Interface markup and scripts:
------------------------------------------------------------------------

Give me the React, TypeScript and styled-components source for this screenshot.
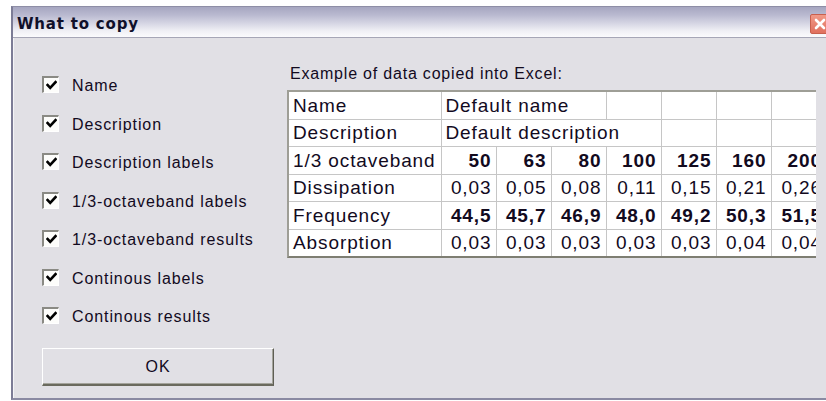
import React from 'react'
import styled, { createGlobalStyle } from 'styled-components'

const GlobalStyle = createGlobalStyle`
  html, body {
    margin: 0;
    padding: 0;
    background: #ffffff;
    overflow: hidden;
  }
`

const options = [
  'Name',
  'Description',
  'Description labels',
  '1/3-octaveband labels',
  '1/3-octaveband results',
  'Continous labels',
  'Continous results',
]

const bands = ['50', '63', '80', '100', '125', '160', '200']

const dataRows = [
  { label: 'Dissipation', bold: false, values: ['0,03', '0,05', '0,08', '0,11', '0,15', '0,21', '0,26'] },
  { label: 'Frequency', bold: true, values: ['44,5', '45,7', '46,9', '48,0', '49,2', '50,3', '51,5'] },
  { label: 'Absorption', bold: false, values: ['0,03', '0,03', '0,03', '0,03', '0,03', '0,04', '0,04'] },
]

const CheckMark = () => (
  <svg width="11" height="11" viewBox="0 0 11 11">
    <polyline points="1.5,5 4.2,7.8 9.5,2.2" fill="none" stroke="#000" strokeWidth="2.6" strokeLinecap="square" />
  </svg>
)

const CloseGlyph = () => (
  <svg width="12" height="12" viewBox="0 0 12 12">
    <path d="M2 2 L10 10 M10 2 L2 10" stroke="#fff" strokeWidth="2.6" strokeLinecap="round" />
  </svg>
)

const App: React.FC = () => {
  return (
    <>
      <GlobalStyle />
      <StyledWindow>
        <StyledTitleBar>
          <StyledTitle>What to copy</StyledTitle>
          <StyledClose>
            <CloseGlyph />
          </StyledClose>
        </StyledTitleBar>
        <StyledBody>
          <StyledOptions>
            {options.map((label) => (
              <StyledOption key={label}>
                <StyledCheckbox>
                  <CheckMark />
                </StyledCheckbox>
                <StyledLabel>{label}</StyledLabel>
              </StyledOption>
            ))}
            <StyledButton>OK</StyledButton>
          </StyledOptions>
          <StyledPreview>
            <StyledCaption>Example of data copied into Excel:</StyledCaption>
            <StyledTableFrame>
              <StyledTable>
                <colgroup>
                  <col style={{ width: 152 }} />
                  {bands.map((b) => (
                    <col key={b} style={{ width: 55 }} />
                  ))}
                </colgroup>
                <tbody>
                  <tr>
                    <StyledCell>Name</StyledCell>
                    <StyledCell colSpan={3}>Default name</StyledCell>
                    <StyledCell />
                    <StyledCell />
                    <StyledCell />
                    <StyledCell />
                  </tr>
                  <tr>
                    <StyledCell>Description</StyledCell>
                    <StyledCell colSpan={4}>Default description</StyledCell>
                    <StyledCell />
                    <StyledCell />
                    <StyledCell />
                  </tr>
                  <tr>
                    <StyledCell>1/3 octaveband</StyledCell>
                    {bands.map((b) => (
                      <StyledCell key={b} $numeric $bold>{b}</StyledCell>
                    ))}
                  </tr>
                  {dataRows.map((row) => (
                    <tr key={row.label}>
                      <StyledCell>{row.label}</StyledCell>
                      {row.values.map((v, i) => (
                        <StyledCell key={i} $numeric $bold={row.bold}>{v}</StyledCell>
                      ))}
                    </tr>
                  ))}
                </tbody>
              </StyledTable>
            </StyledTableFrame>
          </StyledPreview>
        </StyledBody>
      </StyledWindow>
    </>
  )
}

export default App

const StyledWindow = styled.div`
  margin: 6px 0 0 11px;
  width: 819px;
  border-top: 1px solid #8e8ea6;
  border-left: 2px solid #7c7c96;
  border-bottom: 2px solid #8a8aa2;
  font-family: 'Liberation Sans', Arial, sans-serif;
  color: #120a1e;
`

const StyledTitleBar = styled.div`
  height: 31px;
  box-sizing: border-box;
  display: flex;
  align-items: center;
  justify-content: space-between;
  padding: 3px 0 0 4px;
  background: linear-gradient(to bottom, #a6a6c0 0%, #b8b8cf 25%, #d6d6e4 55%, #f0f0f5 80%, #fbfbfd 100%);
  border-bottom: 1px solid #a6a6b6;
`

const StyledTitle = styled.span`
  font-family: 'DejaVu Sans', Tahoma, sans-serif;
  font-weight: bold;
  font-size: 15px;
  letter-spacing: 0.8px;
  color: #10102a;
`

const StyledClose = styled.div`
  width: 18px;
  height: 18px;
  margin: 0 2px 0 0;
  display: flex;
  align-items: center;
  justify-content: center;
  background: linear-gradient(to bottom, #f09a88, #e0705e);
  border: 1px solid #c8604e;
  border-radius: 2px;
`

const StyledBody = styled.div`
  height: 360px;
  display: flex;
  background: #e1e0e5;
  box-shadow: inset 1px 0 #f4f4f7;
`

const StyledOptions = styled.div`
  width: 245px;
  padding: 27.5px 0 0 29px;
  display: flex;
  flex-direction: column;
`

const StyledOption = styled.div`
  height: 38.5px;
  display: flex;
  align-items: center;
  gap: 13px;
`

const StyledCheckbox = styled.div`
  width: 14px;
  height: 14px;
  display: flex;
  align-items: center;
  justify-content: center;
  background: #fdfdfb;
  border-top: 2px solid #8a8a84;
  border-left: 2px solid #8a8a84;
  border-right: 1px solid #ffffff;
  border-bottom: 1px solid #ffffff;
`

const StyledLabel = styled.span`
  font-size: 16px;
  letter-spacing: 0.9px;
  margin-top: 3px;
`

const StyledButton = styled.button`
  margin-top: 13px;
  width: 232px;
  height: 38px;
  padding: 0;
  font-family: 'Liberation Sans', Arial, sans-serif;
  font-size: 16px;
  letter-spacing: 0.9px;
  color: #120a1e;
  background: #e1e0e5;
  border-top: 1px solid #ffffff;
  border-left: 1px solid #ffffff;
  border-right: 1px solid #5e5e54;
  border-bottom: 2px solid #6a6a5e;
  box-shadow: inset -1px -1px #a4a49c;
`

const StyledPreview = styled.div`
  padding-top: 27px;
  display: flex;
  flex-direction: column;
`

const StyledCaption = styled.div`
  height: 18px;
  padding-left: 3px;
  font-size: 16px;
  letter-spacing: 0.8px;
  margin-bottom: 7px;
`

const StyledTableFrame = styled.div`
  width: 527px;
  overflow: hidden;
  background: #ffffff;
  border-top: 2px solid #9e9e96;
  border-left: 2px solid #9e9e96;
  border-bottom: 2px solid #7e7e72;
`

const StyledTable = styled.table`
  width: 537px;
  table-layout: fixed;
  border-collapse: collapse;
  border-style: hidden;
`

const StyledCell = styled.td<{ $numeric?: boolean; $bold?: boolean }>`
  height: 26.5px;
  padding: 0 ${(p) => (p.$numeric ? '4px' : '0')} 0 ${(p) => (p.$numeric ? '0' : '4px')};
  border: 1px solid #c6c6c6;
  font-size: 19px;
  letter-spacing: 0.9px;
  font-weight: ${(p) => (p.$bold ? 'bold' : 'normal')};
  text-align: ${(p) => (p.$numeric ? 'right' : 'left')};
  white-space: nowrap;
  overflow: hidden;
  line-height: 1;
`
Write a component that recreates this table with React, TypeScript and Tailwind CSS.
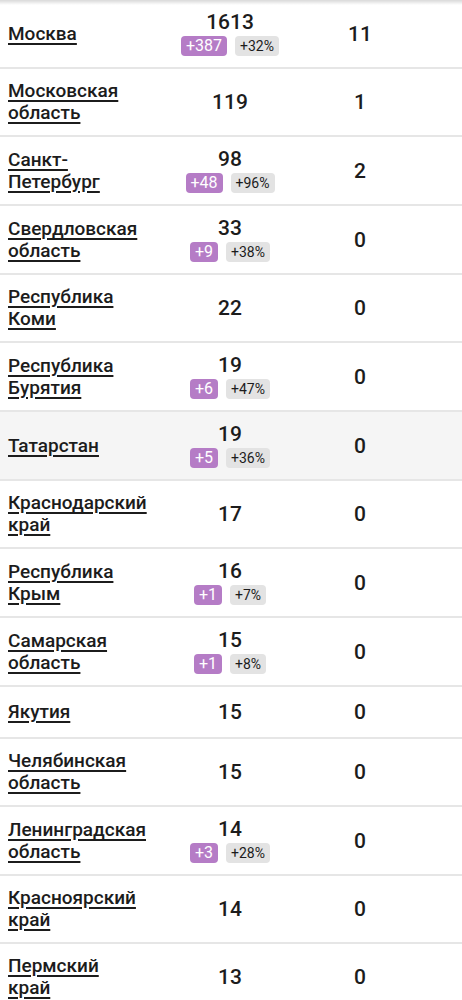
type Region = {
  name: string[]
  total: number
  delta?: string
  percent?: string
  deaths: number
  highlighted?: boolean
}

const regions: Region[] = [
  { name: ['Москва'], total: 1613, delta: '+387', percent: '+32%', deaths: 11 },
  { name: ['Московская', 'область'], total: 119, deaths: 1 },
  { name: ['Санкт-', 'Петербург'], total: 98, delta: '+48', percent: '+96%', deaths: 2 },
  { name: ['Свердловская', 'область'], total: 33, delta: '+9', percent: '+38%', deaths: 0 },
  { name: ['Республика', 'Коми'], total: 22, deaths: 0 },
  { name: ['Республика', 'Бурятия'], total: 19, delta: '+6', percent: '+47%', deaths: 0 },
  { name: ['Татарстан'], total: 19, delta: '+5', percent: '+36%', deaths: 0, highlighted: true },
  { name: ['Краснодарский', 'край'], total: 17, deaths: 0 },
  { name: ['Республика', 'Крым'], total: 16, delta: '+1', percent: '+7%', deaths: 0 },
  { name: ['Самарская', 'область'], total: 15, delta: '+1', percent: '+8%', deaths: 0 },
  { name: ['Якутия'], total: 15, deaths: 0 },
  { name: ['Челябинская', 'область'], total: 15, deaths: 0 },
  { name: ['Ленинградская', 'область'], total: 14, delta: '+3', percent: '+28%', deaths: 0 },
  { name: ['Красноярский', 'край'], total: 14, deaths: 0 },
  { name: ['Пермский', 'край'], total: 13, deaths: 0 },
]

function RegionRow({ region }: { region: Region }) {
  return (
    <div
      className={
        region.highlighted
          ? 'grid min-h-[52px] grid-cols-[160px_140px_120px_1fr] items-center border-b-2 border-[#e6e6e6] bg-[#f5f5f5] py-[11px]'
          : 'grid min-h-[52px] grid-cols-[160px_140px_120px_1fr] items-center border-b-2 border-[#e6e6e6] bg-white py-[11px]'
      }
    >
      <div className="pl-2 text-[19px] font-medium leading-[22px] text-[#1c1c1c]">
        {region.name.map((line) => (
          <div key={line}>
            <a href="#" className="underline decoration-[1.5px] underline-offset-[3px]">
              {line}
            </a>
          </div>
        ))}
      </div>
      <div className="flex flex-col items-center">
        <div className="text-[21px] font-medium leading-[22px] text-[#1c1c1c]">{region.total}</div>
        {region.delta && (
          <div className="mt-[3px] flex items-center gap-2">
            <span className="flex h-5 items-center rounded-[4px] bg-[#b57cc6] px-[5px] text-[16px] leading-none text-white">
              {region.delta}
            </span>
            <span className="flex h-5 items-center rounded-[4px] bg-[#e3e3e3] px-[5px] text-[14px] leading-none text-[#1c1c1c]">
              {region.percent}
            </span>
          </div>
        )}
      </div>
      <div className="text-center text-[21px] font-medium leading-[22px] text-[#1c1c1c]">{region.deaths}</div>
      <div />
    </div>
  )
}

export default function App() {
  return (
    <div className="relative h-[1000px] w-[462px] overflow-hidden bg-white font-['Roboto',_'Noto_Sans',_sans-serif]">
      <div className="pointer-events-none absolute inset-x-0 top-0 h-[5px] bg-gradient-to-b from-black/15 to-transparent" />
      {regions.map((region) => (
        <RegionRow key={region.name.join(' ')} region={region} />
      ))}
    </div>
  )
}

------------------------------------------------------------------------

#### What is needed:
Check every line of the data, and copy the ones that contain "React".

#### Task response:
Give me the React, TypeScript and styled-components source for this screenshot.
import React from 'react'
const App: React.FC = () => {
Write a component that recreates this table with React, TypeScript and Tailwind CSS.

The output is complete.